From the entries that follow, gather each line holding the word "styles".
═════ Stored rows
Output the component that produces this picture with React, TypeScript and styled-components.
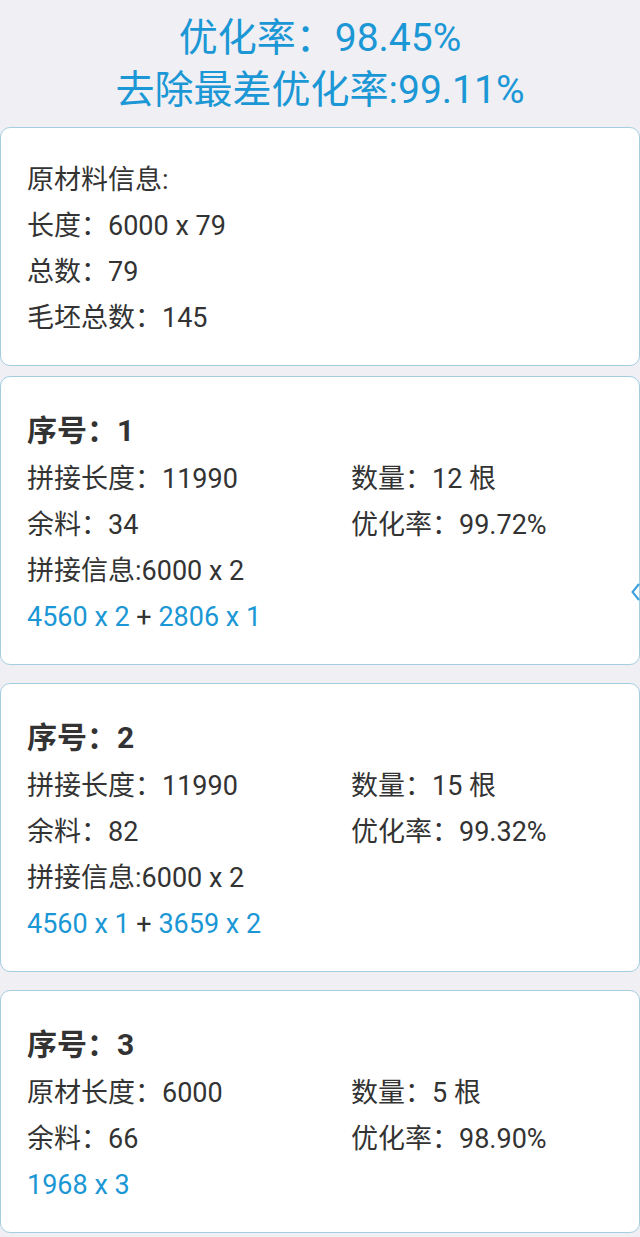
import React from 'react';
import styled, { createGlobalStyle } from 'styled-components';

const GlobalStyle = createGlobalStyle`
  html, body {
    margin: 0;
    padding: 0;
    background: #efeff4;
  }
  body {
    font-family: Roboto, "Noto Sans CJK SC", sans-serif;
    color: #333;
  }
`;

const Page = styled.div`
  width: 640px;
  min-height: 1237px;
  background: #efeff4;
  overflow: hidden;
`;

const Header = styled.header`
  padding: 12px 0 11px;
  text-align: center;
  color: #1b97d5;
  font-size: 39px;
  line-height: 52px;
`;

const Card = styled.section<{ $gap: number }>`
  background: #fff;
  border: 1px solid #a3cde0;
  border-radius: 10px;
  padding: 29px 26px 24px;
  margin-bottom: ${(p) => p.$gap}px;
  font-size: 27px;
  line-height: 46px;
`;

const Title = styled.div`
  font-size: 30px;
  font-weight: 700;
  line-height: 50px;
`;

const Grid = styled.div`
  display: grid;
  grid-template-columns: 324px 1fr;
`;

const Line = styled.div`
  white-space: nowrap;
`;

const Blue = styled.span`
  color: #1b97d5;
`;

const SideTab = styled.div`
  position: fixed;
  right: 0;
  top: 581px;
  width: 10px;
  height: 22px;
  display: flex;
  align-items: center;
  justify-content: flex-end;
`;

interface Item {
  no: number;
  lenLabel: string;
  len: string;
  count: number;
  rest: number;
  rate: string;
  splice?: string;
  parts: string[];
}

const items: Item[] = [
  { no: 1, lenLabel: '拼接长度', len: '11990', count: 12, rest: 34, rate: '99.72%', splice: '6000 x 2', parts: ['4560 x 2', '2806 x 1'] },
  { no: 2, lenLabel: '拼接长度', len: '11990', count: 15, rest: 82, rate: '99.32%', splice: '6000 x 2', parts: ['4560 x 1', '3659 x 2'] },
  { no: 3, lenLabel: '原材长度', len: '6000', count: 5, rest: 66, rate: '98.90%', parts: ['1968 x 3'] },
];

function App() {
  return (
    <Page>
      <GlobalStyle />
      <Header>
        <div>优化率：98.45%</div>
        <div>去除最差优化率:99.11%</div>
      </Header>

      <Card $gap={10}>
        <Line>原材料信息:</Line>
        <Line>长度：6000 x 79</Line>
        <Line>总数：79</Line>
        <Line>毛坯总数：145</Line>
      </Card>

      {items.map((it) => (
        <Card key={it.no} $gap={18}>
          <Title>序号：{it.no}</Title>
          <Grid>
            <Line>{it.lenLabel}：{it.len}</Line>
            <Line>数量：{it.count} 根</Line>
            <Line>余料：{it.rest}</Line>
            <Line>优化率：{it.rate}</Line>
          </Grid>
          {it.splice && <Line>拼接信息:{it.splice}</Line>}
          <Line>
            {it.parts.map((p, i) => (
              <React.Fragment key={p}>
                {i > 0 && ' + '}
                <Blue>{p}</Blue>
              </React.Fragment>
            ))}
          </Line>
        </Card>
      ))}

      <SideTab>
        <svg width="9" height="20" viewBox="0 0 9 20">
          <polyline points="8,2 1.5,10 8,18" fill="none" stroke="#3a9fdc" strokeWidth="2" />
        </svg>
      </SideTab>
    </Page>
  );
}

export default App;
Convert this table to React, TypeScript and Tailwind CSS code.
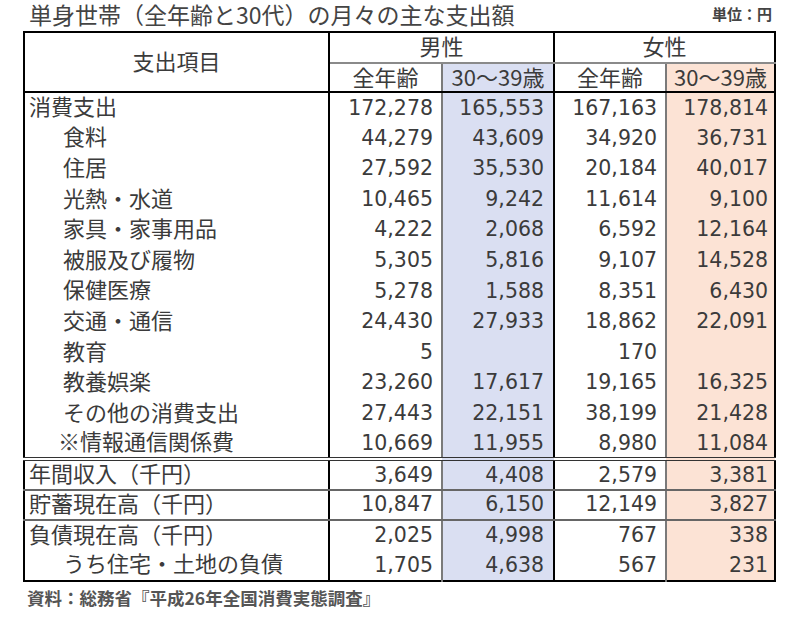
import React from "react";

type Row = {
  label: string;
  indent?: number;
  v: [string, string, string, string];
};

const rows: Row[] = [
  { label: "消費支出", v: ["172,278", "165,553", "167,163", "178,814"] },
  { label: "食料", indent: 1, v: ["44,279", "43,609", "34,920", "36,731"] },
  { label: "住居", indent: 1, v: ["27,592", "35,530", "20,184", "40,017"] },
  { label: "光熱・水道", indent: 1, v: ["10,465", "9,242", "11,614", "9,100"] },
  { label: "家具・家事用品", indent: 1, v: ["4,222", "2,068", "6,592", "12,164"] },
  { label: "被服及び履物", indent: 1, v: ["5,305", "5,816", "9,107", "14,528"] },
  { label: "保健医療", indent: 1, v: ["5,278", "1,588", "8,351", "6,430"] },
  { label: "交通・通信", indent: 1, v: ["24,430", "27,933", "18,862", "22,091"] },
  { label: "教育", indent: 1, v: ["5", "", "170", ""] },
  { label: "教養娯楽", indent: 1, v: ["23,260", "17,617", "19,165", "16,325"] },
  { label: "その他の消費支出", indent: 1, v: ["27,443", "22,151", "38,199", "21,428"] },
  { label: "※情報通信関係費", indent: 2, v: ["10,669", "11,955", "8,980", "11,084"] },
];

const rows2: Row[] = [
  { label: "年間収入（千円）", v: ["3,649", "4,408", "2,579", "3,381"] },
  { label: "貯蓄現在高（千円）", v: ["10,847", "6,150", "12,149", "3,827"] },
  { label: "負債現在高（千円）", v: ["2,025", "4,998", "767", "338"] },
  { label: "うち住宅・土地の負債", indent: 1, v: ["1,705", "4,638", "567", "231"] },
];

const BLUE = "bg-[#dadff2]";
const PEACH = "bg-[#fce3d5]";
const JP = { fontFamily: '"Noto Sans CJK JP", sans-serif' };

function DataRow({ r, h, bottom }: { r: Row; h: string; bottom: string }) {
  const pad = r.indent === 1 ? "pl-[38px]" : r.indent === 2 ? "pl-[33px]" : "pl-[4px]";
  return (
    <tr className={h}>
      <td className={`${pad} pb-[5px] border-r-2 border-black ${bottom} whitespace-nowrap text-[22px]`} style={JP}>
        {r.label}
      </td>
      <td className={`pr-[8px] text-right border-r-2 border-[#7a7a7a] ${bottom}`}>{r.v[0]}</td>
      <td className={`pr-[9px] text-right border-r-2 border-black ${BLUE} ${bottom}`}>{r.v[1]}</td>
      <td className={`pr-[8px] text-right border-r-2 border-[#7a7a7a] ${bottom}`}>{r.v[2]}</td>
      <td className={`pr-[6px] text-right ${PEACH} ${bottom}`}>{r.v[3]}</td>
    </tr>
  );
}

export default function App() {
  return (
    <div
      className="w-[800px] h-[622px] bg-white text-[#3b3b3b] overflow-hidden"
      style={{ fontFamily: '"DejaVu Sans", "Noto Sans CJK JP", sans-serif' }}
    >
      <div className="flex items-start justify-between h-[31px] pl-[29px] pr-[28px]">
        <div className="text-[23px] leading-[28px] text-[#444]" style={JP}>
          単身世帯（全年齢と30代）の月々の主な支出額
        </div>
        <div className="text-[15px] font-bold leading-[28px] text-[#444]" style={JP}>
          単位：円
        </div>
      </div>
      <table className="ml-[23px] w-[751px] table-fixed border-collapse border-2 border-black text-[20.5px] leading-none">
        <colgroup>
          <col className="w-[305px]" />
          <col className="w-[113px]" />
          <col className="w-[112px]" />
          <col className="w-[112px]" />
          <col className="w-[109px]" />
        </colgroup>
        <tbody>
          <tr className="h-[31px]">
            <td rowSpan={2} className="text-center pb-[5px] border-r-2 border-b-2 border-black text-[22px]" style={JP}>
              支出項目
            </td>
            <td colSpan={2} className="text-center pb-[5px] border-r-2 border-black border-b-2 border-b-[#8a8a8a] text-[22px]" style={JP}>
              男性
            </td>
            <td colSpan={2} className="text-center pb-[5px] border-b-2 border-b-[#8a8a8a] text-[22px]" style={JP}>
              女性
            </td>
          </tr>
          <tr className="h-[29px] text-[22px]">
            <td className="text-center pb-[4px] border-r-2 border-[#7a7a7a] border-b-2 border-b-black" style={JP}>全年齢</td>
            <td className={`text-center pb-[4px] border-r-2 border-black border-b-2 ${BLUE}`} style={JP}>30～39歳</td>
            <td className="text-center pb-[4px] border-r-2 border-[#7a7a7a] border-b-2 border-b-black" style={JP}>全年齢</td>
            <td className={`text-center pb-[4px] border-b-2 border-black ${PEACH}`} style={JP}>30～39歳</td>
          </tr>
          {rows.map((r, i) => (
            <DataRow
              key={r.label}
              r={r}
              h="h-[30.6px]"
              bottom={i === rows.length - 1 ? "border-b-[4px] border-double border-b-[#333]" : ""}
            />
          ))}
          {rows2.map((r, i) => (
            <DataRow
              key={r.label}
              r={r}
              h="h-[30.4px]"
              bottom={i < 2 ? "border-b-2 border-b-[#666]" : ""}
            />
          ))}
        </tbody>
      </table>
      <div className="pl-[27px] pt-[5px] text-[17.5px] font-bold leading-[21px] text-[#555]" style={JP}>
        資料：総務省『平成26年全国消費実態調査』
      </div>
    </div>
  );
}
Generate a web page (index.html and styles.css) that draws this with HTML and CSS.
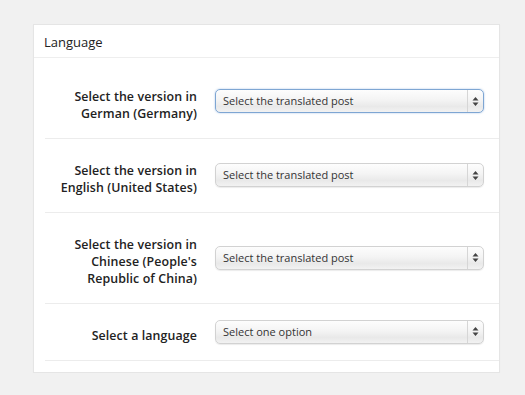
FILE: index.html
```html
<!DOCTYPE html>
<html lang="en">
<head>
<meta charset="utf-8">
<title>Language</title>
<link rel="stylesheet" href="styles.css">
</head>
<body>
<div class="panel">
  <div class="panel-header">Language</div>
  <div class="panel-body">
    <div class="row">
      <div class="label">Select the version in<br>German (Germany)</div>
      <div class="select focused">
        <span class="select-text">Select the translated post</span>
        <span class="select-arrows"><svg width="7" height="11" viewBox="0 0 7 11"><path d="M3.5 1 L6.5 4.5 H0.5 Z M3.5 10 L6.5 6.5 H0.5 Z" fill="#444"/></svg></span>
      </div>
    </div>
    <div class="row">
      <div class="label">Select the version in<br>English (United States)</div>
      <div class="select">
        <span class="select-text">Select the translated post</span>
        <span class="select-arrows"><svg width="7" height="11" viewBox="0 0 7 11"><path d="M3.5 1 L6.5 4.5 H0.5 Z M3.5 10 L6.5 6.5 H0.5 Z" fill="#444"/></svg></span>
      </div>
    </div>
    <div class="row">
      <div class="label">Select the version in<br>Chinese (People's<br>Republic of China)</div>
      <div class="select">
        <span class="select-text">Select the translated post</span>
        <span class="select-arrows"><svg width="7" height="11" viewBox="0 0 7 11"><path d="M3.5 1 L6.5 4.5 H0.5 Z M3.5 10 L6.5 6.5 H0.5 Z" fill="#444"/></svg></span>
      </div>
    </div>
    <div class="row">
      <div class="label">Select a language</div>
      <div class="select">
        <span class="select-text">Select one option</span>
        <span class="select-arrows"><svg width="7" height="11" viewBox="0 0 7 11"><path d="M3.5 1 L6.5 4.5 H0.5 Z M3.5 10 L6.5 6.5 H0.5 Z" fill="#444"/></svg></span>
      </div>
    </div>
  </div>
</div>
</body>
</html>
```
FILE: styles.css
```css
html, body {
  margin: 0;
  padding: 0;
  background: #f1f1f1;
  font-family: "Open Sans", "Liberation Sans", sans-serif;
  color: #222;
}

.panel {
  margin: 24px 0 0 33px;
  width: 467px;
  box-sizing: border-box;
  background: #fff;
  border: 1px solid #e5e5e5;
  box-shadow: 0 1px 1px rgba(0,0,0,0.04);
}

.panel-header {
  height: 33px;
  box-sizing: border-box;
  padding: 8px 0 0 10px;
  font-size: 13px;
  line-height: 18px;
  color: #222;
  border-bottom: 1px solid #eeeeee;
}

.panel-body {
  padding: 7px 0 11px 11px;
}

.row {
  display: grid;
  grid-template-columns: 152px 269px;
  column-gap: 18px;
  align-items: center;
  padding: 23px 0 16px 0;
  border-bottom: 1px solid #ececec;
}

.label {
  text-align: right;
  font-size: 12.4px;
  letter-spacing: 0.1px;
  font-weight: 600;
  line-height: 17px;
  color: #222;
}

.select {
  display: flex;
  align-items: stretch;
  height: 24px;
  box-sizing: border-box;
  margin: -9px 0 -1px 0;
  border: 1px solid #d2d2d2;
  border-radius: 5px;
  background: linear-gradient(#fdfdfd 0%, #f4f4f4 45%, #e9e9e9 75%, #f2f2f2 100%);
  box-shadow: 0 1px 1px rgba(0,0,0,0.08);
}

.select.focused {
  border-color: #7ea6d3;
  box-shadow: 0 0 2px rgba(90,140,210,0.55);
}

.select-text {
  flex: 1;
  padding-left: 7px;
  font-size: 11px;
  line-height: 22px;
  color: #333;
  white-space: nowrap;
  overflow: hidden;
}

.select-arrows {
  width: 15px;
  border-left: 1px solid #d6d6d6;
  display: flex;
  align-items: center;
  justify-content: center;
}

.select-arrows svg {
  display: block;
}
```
══════════
Correct result:
Generate a web page (index.html and styles.css) that draws this with HTML and CSS.
<link rel="stylesheet" href="styles.css">
FILE: styles.css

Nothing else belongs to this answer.